A funny thing about the movie was that sometimes the Chinese spoke Chinese and subtitles were needed and at other times English was used without subtitles. The sound was another difficulty. In addition, the film just suddenly stopped and that was that.

Patrick Louis Cooney, Ph. D. 


Historical Background:

The Defense of the Great Wall, January 1, 1933 – May 31 1933.

This was a campaign between China and the invading Japanese. It actually happened before the Second Sino-Japanese War, which officially began in 1937.

Japan captured the Inner Mongolian province of Rehe from the Chinese warlord Zhang Xueliang and annexed it to the new state of Manchukuo. Manchukuo’s southern border was now the Great Wall of China.


The Chinese fell back from Rehe.


1. Lengkou Pass – falling back here was Wan Fulin's 32nd Corps. The 29th Corps of General Song Zheyuan also fell back.

1933 (March 4) – the 139th Division of the KMT 32nd Corps managed to hold the Pass.

2. Xifengkou Pass – Zhang Zuoxiang's 37th Division retreated here.

3. Gubeikou Pass. General Guan Linzheng's 25th Division retreated here.

1933 (March 7) – KMT 67th Corps held the Gubeikou Pass.

1933 (March 9) – Chiang Kai-shek rushes in reinforcements but they were not strong enough to stop the Japanese advance.

1933 (March 11) – Japanese troops pushed up to the Great Wall of China.

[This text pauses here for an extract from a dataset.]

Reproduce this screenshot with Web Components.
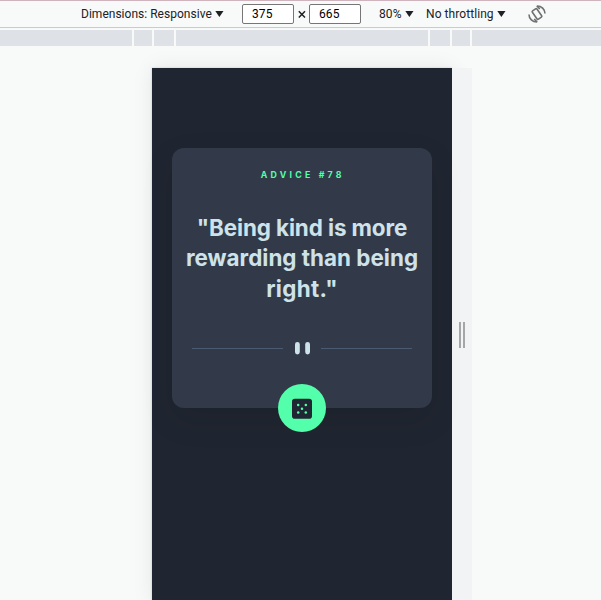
<!DOCTYPE html>
<html lang="en"><head><meta charset="utf-8"><title>Advice generator</title>
<style>html,body{margin:0;height:600px;overflow:hidden;background:#f8faf9}</style></head>
<body><device-preview></device-preview>
<script>
const define=(name,html)=>customElements.define(name,class extends HTMLElement{
  constructor(){super();this.attachShadow({mode:'open'}).innerHTML=html;}
});
define('drop-label',`<style>:host{display:flex;align-items:center;gap:3.5px;white-space:nowrap}svg{display:block}</style><span><slot></slot></span><svg width="9" height="6" viewBox="0 0 9 6"><path d="M.3 0h8.2L4.4 6z" fill="#202124"/></svg>`);
define('size-field',`<style>:host{display:flex;align-items:center;box-sizing:border-box;width:52px;height:20px;border:1px solid #767676;border-radius:2px;background:#fff;padding-left:9px;letter-spacing:.1px;color:#000}</style><slot></slot>`);
define('device-toolbar',`<style>
:host{display:flex;align-items:center;box-sizing:border-box;height:28px;border-top:1px solid #cfb4be;border-bottom:1px solid #c9cccd;background:#f8faf9;padding-left:81px;font:12px/16px Roboto,sans-serif;color:#202124}
.a{width:161px;letter-spacing:.02px}.x{width:15px;display:flex;justify-content:center}.z{margin-left:18px;width:47px;letter-spacing:.1px}.t{width:102px;letter-spacing:.07px}svg{display:block}
</style><drop-label class="a">Dimensions: Responsive</drop-label><size-field>375</size-field><span class="x"><svg width="8" height="8" viewBox="0 0 8 8"><path d="M.8 1.3l6.2 6.2M7 1.3L.8 7.5" stroke="#202124" stroke-width="1.5"/></svg></span><size-field>665</size-field><drop-label class="z">80%</drop-label><drop-label class="t">No throttling</drop-label>
<svg width="18" height="18" viewBox="0 0 18 18" fill="none" stroke="#6e7071" stroke-width="1.6"><rect x="6.2" y="3.9" width="5.6" height="10.2" rx="1" transform="rotate(-35 9 9)"/><path d="M8.8 1C13.5.8 17 4.4 17 8.6M9.2 17C4.5 17.2 1 13.6 1 9.4M8.8 1l3 3M9.2 17l-3-3"/></svg>`);
define('media-ruler',`<style>:host{display:grid;grid-template-columns:132px 18px 20px 252px 20px 18px 129px;gap:2px;height:16px;margin-top:2px}i{background:#dee1e6}</style><i></i><i></i><i></i><i></i><i></i><i></i><i></i>`);
define('resize-handle',`<style>:host{display:flex;align-items:center;justify-content:center;gap:2px;width:20px;height:534px;background:#f1f3f4}i{width:2px;height:26px;background:#a5a6a8}</style><i></i><i></i>`);
define('quote-divider',`<style>:host{display:flex;align-items:center;width:220px;height:13px;justify-content:space-between}i{width:91px;height:1px;background:#4a5a70}svg{display:block}</style><i></i><svg width="16" height="13" viewBox="0 0 16 13" fill="#cee3e9"><rect x="1" y="0" width="4.8" height="12.4" rx="2.4"/><rect x="11.2" y="0" width="4.8" height="12.4" rx="2.4"/></svg><i></i>`);
define('dice-button',`<style>:host{display:flex;align-items:center;justify-content:center;width:48px;height:48px;border-radius:50%;background:#53ffaa}svg{display:block}</style><svg width="20" height="21" viewBox="0 -.5 20 21"><rect y=".2" width="20" height="20" rx="2.8" fill="#202733"/><g fill="#53ffaa"><circle cx="6.2" cy="6.5" r="1.25"/><circle cx="13.8" cy="6.5" r="1.25"/><circle cx="10" cy="10.3" r="1.25"/><circle cx="6.2" cy="14.1" r="1.25"/><circle cx="13.8" cy="14.1" r="1.25"/></g></svg>`);
define('advice-card',`<style>
:host{display:flex;position:relative;flex-direction:column;align-items:center;box-sizing:border-box;width:260px;height:260px;border-radius:12px;background:#323a49;box-shadow:0 12px 32px rgba(0,0,0,.1);padding-top:20px;font-family:Inter,sans-serif;font-weight:700}
.n{font-size:8.8px;line-height:14px;letter-spacing:3.2px;margin-right:-1.5px;color:#53ffaa}
.q{margin-top:31px;font-size:22.4px;line-height:30.4px;color:#cee3e9;text-align:center;white-space:nowrap;display:flex;flex-direction:column;align-items:center}
.l1{letter-spacing:-.1px}.l2{letter-spacing:.02px}.l3{letter-spacing:.35px}
quote-divider{margin-top:38px}
dice-button{position:absolute;left:105.6px;bottom:-24px}
</style><div class="n"><slot name="number"></slot></div><div class="q"><span class="l1">"Being kind is more</span><span class="l2">rewarding than being</span><span class="l3">right."</span></div><quote-divider></quote-divider><dice-button></dice-button>`);
define('phone-screen',`<style>:host{display:flex;justify-content:center;box-sizing:border-box;width:300px;height:534px;padding-top:80px;background:#202631;box-shadow:0 0 20px rgba(0,0,0,.08),0 0 2px rgba(0,0,0,.18)}</style><slot></slot>`);
define('device-preview',`<style>:host{display:block;height:600px;overflow:hidden}.stage{display:flex;margin:22px 0 0 152px}</style><device-toolbar></device-toolbar><media-ruler></media-ruler><div class="stage"><phone-screen><advice-card><span slot="number">ADVICE #78</span></advice-card></phone-screen><resize-handle></resize-handle></div>`);
</script></body></html>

1933 (March 12) – He Yingqin becomes the new leader of the Northeastern Army. It was his job to determine the defensive positions along the Great Wall.

The Japanese launched over 20 assaults against the Great Wall. Some of the Chinese troops with swords help push back the Japanese.

1933 (March 21) – the Japanese take Yiyuankou Pass.

1933 (April 8) – the KMT 29th Corps evacuates from Xifengkou Pass.

1933 (April 11) – Japanese troops retake Lengkou Pass after dozens of seesaw fights.

1933 (May 20) – the Chinese army retreats from their remaining Great Wall positions.


Some units like the He Zhuguo platoon held off the Japanese for up to 3 days. Some other Chinese units were able to win minor victories in passes like Xifengkuo and Gubeikou.